» The task:
Restate the full listing word for word and leave the pictures out.

** Begin Information provided **

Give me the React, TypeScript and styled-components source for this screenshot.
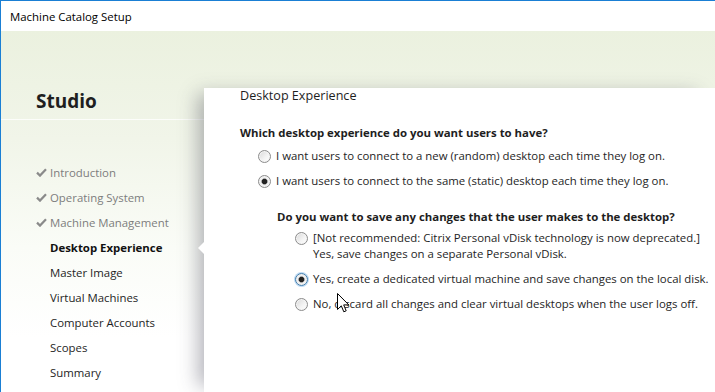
import React from 'react';
import styled, { createGlobalStyle } from 'styled-components';

const GlobalStyle = createGlobalStyle`
  html, body {
    margin: 0;
    padding: 0;
    background: #ffffff;
  }
  body {
    font-family: "Open Sans", "Noto Sans", "Liberation Sans", sans-serif;
    color: #1e1e1e;
  }
`;

const steps = [
  { label: 'Introduction', state: 'done' },
  { label: 'Operating System', state: 'done' },
  { label: 'Machine Management', state: 'done' },
  { label: 'Desktop Experience', state: 'active' },
  { label: 'Master Image', state: 'todo' },
  { label: 'Virtual Machines', state: 'todo' },
  { label: 'Computer Accounts', state: 'todo' },
  { label: 'Scopes', state: 'todo' },
  { label: 'Summary', state: 'todo' },
] as const;

type StepState = 'done' | 'active' | 'todo';

const Check = () => (
  <svg width="11" height="9" viewBox="0 0 11 9">
    <path d="M1 4.6 L4 7.6 L10 1.2" fill="none" stroke="#8a8a8a" strokeWidth="2.2" />
  </svg>
);

const Cursor = () => (
  <svg width="13" height="20" viewBox="0 0 13 20">
    <path
      d="M0.5 0.5 L0.5 16.5 L4.3 12.8 L6.8 18.8 L9.2 17.8 L6.7 11.9 L11.8 11.9 Z"
      fill="#ffffff"
      stroke="#000000"
      strokeWidth="1"
    />
  </svg>
);

const App = () => {
  return (
    <>
      <GlobalStyle />
      <Window>
        <TitleBar>Machine Catalog Setup</TitleBar>
        <Body>
          <Sidebar>
            <Brand>Studio</Brand>
            <BrandRule />
            <StepList>
              {steps.map((s) => (
                <Step key={s.label} $state={s.state}>
                  <CheckSlot>{s.state === 'done' && <Check />}</CheckSlot>
                  {s.label}
                </Step>
              ))}
            </StepList>
          </Sidebar>
          <Main>
            <Panel>
              <PageTitle>Desktop Experience</PageTitle>
              <Question>Which desktop experience do you want users to have?</Question>
              <Options $top={7}>
                <Option>
                  <Radio />
                  <span>I want users to connect to a new (random) desktop each time they log on.</span>
                </Option>
                <Option>
                  <Radio $checked />
                  <span>I want users to connect to the same (static) desktop each time they log on.</span>
                </Option>
              </Options>
              <SubGroup>
                <Question>Do you want to save any changes that the user makes to the desktop?</Question>
                <Options $top={5}>
                  <Option>
                    <Radio />
                    <span>
                      [Not recommended: Citrix Personal vDisk technology is now deprecated.]
                      <br />
                      Yes, save changes on a separate Personal vDisk.
                    </span>
                  </Option>
                  <Option>
                    <Radio $checked $focused />
                    <span>Yes, create a dedicated virtual machine and save changes on the local disk.</span>
                  </Option>
                  <Option>
                    <Radio />
                    <span>No, discard all changes and clear virtual desktops when the user logs off.</span>
                  </Option>
                </Options>
              </SubGroup>
              <Pointer>
                <Cursor />
              </Pointer>
            </Panel>
          </Main>
        </Body>
      </Window>
    </>
  );
};

const Window = styled.div`
  width: 715px;
  height: 392px;
  box-sizing: border-box;
  border-top: 1px solid #1a7fd4;
  border-left: 1px solid #1a7fd4;
  display: flex;
  flex-direction: column;
  overflow: hidden;
`;

const TitleBar = styled.div`
  height: 30px;
  flex: none;
  display: flex;
  align-items: center;
  padding-left: 9px;
  font-size: 11.4px;
  color: #000;
  background: #fff;
`;

const Body = styled.div`
  flex: 1;
  display: flex;
  background: linear-gradient(180deg, #ebf1df 0%, #f1f5e9 30%, #fafcf7 60%, #ffffff 85%);
`;

const Sidebar = styled.div`
  width: 203px;
  flex: none;
  display: flex;
  flex-direction: column;
`;

const Brand = styled.div`
  padding: 57px 0 0 35px;
  height: 31px;
  font-size: 19px;
  font-weight: 700;
  color: #1f1f1f;
  line-height: 26px;
`;

const BrandRule = styled.div`
  height: 1px;
  background: rgba(255, 255, 255, 0.8);
`;

const StepList = styled.ul`
  list-style: none;
  margin: 40px 0 0;
  padding: 0;
  display: flex;
  flex-direction: column;
`;

const Step = styled.li<{ $state: StepState }>`
  position: relative;
  height: 25px;
  display: flex;
  align-items: center;
  padding-left: 35px;
  font-size: 11.4px;
  font-weight: ${(p) => (p.$state === 'active' ? 700 : 400)};
  color: ${(p) => (p.$state === 'done' ? '#7d7d7d' : p.$state === 'active' ? '#111' : '#1e1e1e')};

  &::after {
    content: '';
    display: ${(p) => (p.$state === 'active' ? 'block' : 'none')};
    position: absolute;
    right: 0;
    top: 7px;
    border-top: 6px solid transparent;
    border-bottom: 6px solid transparent;
    border-right: 6px solid #ffffff;
    z-index: 3;
  }
`;

const CheckSlot = styled.span`
  width: 14px;
  display: inline-flex;
  align-items: center;
`;

const Main = styled.div`
  flex: 1;
  display: flex;
  flex-direction: column;
  padding-top: 57px;
  position: relative;
  z-index: 1;
`;

const Panel = styled.div`
  flex: 1;
  position: relative;
  background: #ffffff;
  box-shadow: -12px 0 18px -6px rgba(60, 60, 80, 0.38);
  padding: 0 0 0 36px;
  font-size: 11.4px;
`;

const PageTitle = styled.div`
  height: 16px;
  line-height: 16px;
  font-size: 12.6px;
  color: #1e1e1e;
`;

const Question = styled.div`
  margin-top: 21px;
  font-weight: 700;
  line-height: 16px;
  color: #1e1e1e;
`;

const Options = styled.div<{ $top: number }>`
  display: flex;
  flex-direction: column;
  gap: 9px;
  margin-top: ${(p) => p.$top}px;
  padding-left: 18px;
`;

const Option = styled.label`
  display: flex;
  align-items: flex-start;
  gap: 5px;
  line-height: 16px;
  color: #1e1e1e;
`;

const Radio = styled.span<{ $checked?: boolean; $focused?: boolean }>`
  flex: none;
  width: 11px;
  height: 11px;
  margin-top: 2px;
  border-radius: 50%;
  border: 1px solid ${(p) => (p.$focused ? '#3d7bad' : '#8c8c8c')};
  background: ${(p) =>
    p.$checked
      ? 'radial-gradient(circle, #222 0 2.3px, #9a9a9a 2.9px, #f0f0f0 3.6px, #e6e6e6 100%)'
      : 'linear-gradient(135deg, #d8d8d8 0%, #f4f4f4 60%, #ffffff 100%)'};
  box-shadow: ${(p) => (p.$focused ? '0 0 0 1px #bcdaf4' : 'inset 0 0 0 1px #f4f4f4')};
`;

const SubGroup = styled.div`
  padding-left: 37px;
  margin-top: -1px;
`;

const Pointer = styled.div`
  position: absolute;
  left: 133px;
  top: 205px;
  line-height: 0;
  pointer-events: none;
`;

export default App;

** End Information provided **

» Written answer:
Give me the React, TypeScript and styled-components source for this screenshot.
import React from 'react';
import styled, { createGlobalStyle } from 'styled-components';

const GlobalStyle = createGlobalStyle`
  html, body {
    margin: 0;
    padding: 0;
    background: #ffffff;
  }
  body {
    font-family: "Open Sans", "Noto Sans", "Liberation Sans", sans-serif;
    color: #1e1e1e;
  }
`;

const steps = [
  { label: 'Introduction', state: 'done' },
  { label: 'Operating System', state: 'done' },
  { label: 'Machine Management', state: 'done' },
  { label: 'Desktop Experience', state: 'active' },
  { label: 'Master Image', state: 'todo' },
  { label: 'Virtual Machines', state: 'todo' },
  { label: 'Computer Accounts', state: 'todo' },
  { label: 'Scopes', state: 'todo' },
  { label: 'Summary', state: 'todo' },
] as const;

type StepState = 'done' | 'active' | 'todo';

const Check = () => (
  <svg width="11" height="9" viewBox="0 0 11 9">
    <path d="M1 4.6 L4 7.6 L10 1.2" fill="none" stroke="#8a8a8a" strokeWidth="2.2" />
  </svg>
);

const Cursor = () => (
  <svg width="13" height="20" viewBox="0 0 13 20">
    <path
      d="M0.5 0.5 L0.5 16.5 L4.3 12.8 L6.8 18.8 L9.2 17.8 L6.7 11.9 L11.8 11.9 Z"
      fill="#ffffff"
      stroke="#000000"
      strokeWidth="1"
    />
  </svg>
);

const App = () => {
  return (
    <>
      <GlobalStyle />
      <Window>
        <TitleBar>Machine Catalog Setup</TitleBar>
        <Body>
          <Sidebar>
            <Brand>Studio</Brand>
            <BrandRule />
            <StepList>
              {steps.map((s) => (
                <Step key={s.label} $state={s.state}>
                  <CheckSlot>{s.state === 'done' && <Check />}</CheckSlot>
                  {s.label}
                </Step>
              ))}
            </StepList>
          </Sidebar>
          <Main>
            <Panel>
              <PageTitle>Desktop Experience</PageTitle>
              <Question>Which desktop experience do you want users to have?</Question>
              <Options $top={7}>
                <Option>
                  <Radio />
                  <span>I want users to connect to a new (random) desktop each time they log on.</span>
                </Option>
                <Option>
                  <Radio $checked />
                  <span>I want users to connect to the same (static) desktop each time they log on.</span>
                </Option>
              </Options>
              <SubGroup>
                <Question>Do you want to save any changes that the user makes to the desktop?</Question>
                <Options $top={5}>
                  <Option>
                    <Radio />
                    <span>
                      [Not recommended: Citrix Personal vDisk technology is now deprecated.]
                      <br />
                      Yes, save changes on a separate Personal vDisk.
                    </span>
                  </Option>
                  <Option>
                    <Radio $checked $focused />
                    <span>Yes, create a dedicated virtual machine and save changes on the local disk.</span>
                  </Option>
                  <Option>
                    <Radio />
                    <span>No, discard all changes and clear virtual desktops when the user logs off.</span>
                  </Option>
                </Options>
              </SubGroup>
              <Pointer>
                <Cursor />
              </Pointer>
            </Panel>
          </Main>
        </Body>
      </Window>
    </>
  );
};

const Window = styled.div`
  width: 715px;
  height: 392px;
  box-sizing: border-box;
  border-top: 1px solid #1a7fd4;
  border-left: 1px solid #1a7fd4;
  display: flex;
  flex-direction: column;
  overflow: hidden;
`;

const TitleBar = styled.div`
  height: 30px;
  flex: none;
  display: flex;
  align-items: center;
  padding-left: 9px;
  font-size: 11.4px;
  color: #000;
  background: #fff;
`;

const Body = styled.div`
  flex: 1;
  display: flex;
  background: linear-gradient(180deg, #ebf1df 0%, #f1f5e9 30%, #fafcf7 60%, #ffffff 85%);
`;

const Sidebar = styled.div`
  width: 203px;
  flex: none;
  display: flex;
  flex-direction: column;
`;

const Brand = styled.div`
  padding: 57px 0 0 35px;
  height: 31px;
  font-size: 19px;
  font-weight: 700;
  color: #1f1f1f;
  line-height: 26px;
`;

const BrandRule = styled.div`
  height: 1px;
  background: rgba(255, 255, 255, 0.8);
`;

const StepList = styled.ul`
  list-style: none;
  margin: 40px 0 0;
  padding: 0;
  display: flex;
  flex-direction: column;
`;

const Step = styled.li<{ $state: StepState }>`
  position: relative;
  height: 25px;
  display: flex;
  align-items: center;
  padding-left: 35px;
  font-size: 11.4px;
  font-weight: ${(p) => (p.$state === 'active' ? 700 : 400)};
  color: ${(p) => (p.$state === 'done' ? '#7d7d7d' : p.$state === 'active' ? '#111' : '#1e1e1e')};

  &::after {
    content: '';
    display: ${(p) => (p.$state === 'active' ? 'block' : 'none')};
    position: absolute;
    right: 0;
    top: 7px;
    border-top: 6px solid transparent;
    border-bottom: 6px solid transparent;
    border-right: 6px solid #ffffff;
    z-index: 3;
  }
`;

const CheckSlot = styled.span`
  width: 14px;
  display: inline-flex;
  align-items: center;
`;

const Main = styled.div`
  flex: 1;
  display: flex;
  flex-direction: column;
  padding-top: 57px;
  position: relative;
  z-index: 1;
`;

const Panel = styled.div`
  flex: 1;
  position: relative;
  background: #ffffff;
  box-shadow: -12px 0 18px -6px rgba(60, 60, 80, 0.38);
  padding: 0 0 0 36px;
  font-size: 11.4px;
`;

const PageTitle = styled.div`
  height: 16px;
  line-height: 16px;
  font-size: 12.6px;
  color: #1e1e1e;
`;

const Question = styled.div`
  margin-top: 21px;
  font-weight: 700;
  line-height: 16px;
  color: #1e1e1e;
`;

const Options = styled.div<{ $top: number }>`
  display: flex;
  flex-direction: column;
  gap: 9px;
  margin-top: ${(p) => p.$top}px;
  padding-left: 18px;
`;

const Option = styled.label`
  display: flex;
  align-items: flex-start;
  gap: 5px;
  line-height: 16px;
  color: #1e1e1e;
`;

const Radio = styled.span<{ $checked?: boolean; $focused?: boolean }>`
  flex: none;
  width: 11px;
  height: 11px;
  margin-top: 2px;
  border-radius: 50%;
  border: 1px solid ${(p) => (p.$focused ? '#3d7bad' : '#8c8c8c')};
  background: ${(p) =>
    p.$checked
      ? 'radial-gradient(circle, #222 0 2.3px, #9a9a9a 2.9px, #f0f0f0 3.6px, #e6e6e6 100%)'
      : 'linear-gradient(135deg, #d8d8d8 0%, #f4f4f4 60%, #ffffff 100%)'};
  box-shadow: ${(p) => (p.$focused ? '0 0 0 1px #bcdaf4' : 'inset 0 0 0 1px #f4f4f4')};
`;

const SubGroup = styled.div`
  padding-left: 37px;
  margin-top: -1px;
`;

const Pointer = styled.div`
  position: absolute;
  left: 133px;
  top: 205px;
  line-height: 0;
  pointer-events: none;
`;

export default App;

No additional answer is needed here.